众人也抬起头看着韩公,韩公见这事不说清楚,大家连吃饭都不安心,自顾自坐到饭桌上,示意老大开口。
“那道长说,安安的劫还没渡过,最好就是像他当初说的,随他隐居去。”说完他看向阿娘和安安的方向,想看看他们的反应。
原本弱不禁风、受不得刺激的阿娘面色如常,安安也没有和家人分开的难过之情。
“安安愿意去的。阿耶阿娘别担心。”安安搂着韩夫人的脖子,靠在她的肩膀上。
韩公和韩大哥惊讶地看着脸色如常的众人,对他们的平静感到不可思议。
“你们就没有舍不得安安吗?我们这么宝贝她。”
“夫君,安安健康活着才是最重要的。你看镇国公府的那位,年纪轻轻就夭折了……”韩夫人突然想起来安安还不知道曾经的玩伴离世的消息,当即噤声。
许姨娘立即领会了韩夫人的意思,岔开话题道:“而且偶尔还能去道观看看安安,或者让那道君宽容宽容,过年什么的回家一趟。”
不知是话题转移得太快,还是安安没听到,她也没有继续追问这件事。一家人看似平静地用完了晚饭,各自回了院子。
吃完饭安安一时睡不着,非要阿娘陪着玩会儿,她安静地透过窗子看着自己小院里的那棵树,一只小奶猫不知道为何爬到树杈上下不来,奶声奶气地嚎叫着。看着高高的树干,安安打从心底觉得自己不敢再像以前那样一往无前,低声叮嘱丫鬟差人去把小猫救下来。
看着看着,安安突然眼圈变红,埋下脸无声落起泪来,哽咽着问:“阿娘,涵钰是怎么死的?他怎么就……死了……那天我最后看到他的时候,他明明还好好的!”

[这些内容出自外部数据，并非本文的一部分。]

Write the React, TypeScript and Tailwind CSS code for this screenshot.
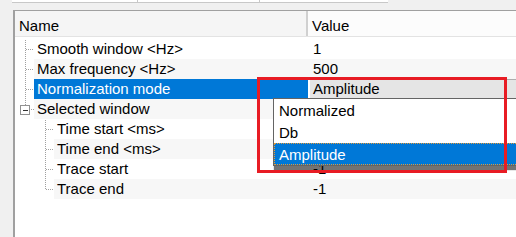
import React from "react";

type Row = {
  label: string;
  value: string;
  level: 0 | 1;
  selected?: boolean;
  combo?: boolean;
};

const ROWS: Row[] = [
  { label: "Smooth window <Hz>", value: "1", level: 0 },
  { label: "Max frequency <Hz>", value: "500", level: 0 },
  { label: "Normalization mode", value: "Amplitude", level: 0, selected: true, combo: true },
  { label: "Selected window", value: "", level: 0 },
  { label: "Time start <ms>", value: "", level: 1 },
  { label: "Time end <ms>", value: "", level: 1 },
  { label: "Trace start", value: "-1", level: 1 },
  { label: "Trace end", value: "-1", level: 1 },
];

const OPTIONS = ["Normalized", "Db", "Amplitude"];

function TreeLines() {
  // dotted connector lines + the collapse box, drawn in the tree gutter
  const dot = { stroke: "#a0a0a0", strokeWidth: 1, strokeDasharray: "1 1", shapeRendering: "crispEdges" as const };
  return (
    <svg className="pointer-events-none absolute left-0 top-0" width="60" height="200">
      <line x1="25.5" y1="40" x2="25.5" y2="105" {...dot} />
      <line x1="26" y1="49.5" x2="34" y2="49.5" {...dot} />
      <line x1="26" y1="69.5" x2="34" y2="69.5" {...dot} />
      <line x1="26" y1="89.5" x2="34" y2="89.5" {...dot} />
      <line x1="29" y1="109.5" x2="34" y2="109.5" {...dot} />
      <rect x="20.5" y="105.5" width="9" height="9" fill="#fff" stroke="#919191" shapeRendering="crispEdges" />
      <line x1="23" y1="110" x2="28" y2="110" stroke="#333" shapeRendering="crispEdges" />
      <line x1="45.5" y1="120" x2="45.5" y2="190" {...dot} />
      <line x1="46" y1="129.5" x2="54" y2="129.5" {...dot} />
      <line x1="46" y1="149.5" x2="54" y2="149.5" {...dot} />
      <line x1="46" y1="169.5" x2="54" y2="169.5" {...dot} />
      <line x1="46" y1="189.5" x2="54" y2="189.5" {...dot} />
    </svg>
  );
}

export default function App() {
  return (
    <div className="relative h-[237px] w-[516px] overflow-hidden bg-[#f0f0f0] font-['Liberation_Sans',Arial,sans-serif] text-[15px] text-black">
      <div className="ml-[12px] flex h-[3px] w-[376px] border-b border-[#c8c8c8] bg-white">
        <div className="w-[126px] border-r border-[#c8c8c8]" />
        <div className="w-[122px] border-r border-[#c8c8c8]" />
      </div>

      <div className="ml-[13px] mt-[7px] h-[240px] border-l-2 border-t border-[#a0a0a0] bg-white">
        <div className="flex h-[26px] border-b border-[#e3e3e3] leading-[20px]">
          <div className="w-[293px] border-r-2 border-[#d0d0d0] bg-[#f5f5f5] pl-[4px] pt-[5px]">Name</div>
          <div className="flex-1 bg-[#fcfcfc] pl-[4px] pt-[5px]">Value</div>
        </div>
        <div className="h-[2px]" />
        {ROWS.map((r, i) => (
          <div key={r.label} className="flex h-[20px] leading-[20px]">
            <div className={r.level === 0 ? "w-[19px] shrink-0" : "w-[39px] shrink-0"} />
            <div
              className={[
                "flex min-w-0 flex-1",
                i % 2 === 1 && !r.selected ? "bg-[#f7f7f7]" : "",
              ].join(" ")}
            >
              <div
                className={[
                  "shrink-0 pl-[3px]",
                  r.level === 0 ? "w-[274px]" : "w-[254px]",
                  r.selected ? "bg-[#0078d7] text-white" : "",
                ].join(" ")}
              >
                {r.label}
              </div>
              {r.combo ? (
                <div className="ml-[2px] h-[20px] flex-1 border-y border-[#adadad] bg-[#e5e5e5] pl-[3px] leading-[18px]">
                  {r.value}
                </div>
              ) : (
                <div className="flex-1 pl-[5px]">{r.value}</div>
              )}
            </div>
          </div>
        ))}
      </div>

      <div className="absolute left-0 top-0">
        <TreeLines />
      </div>

      <div className="absolute left-[273px] top-[98px] w-[260px] border border-[#646464] bg-white shadow-[1px_4px_1px_rgba(0,0,0,0.55)]">
        {OPTIONS.map((o) => (
          <div
            key={o}
            className={
              o === "Amplitude"
                ? "h-[22px] border border-dotted border-[#e09a3c] bg-[#0078d7] pl-[4px] pt-[1px] leading-[19px] text-white"
                : "h-[22px] pl-[5px] pt-[1px] leading-[21px]"
            }
          >
            {o}
          </div>
        ))}
      </div>

      <div className="pointer-events-none absolute left-[257px] top-[77px] h-[96px] w-[250px] border-[3px] border-[#e81c24]" />
    </div>
  );
}
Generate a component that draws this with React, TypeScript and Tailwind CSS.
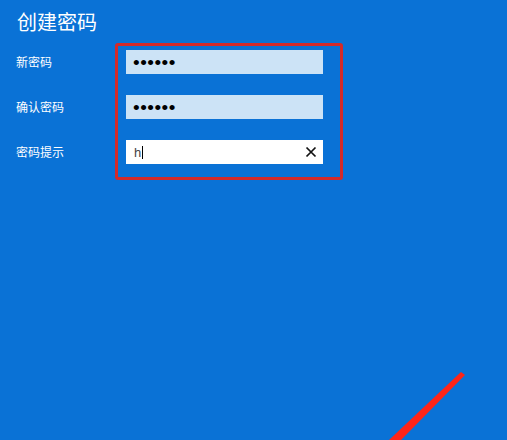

韩夫人不知道该怎么向安安说这个事情,只沉默地搂着她、轻轻拍着她的后背。
第一次接触到死亡概念的安安恐惧极了,而且还是同龄的伙伴、上一刻还在一起的伙伴。身体还未完全好透的安安哭着睡着,但也睡不安稳总是在梦里醒来,半夜又发起高烧来,哭哭啼啼个不停。府医来看后说是急火攻心加上忧思过重,往后需静养一段时间,喝药调理着。
原本说好去李玮平家登门道谢也没去成,只差了小厮送了厚礼,并带了话表达歉意。李玮平知道安安还病着没来,失望极了,但又在心里默默盼望她能快快好起来,以后有缘分能在别的宴会上再遇见她。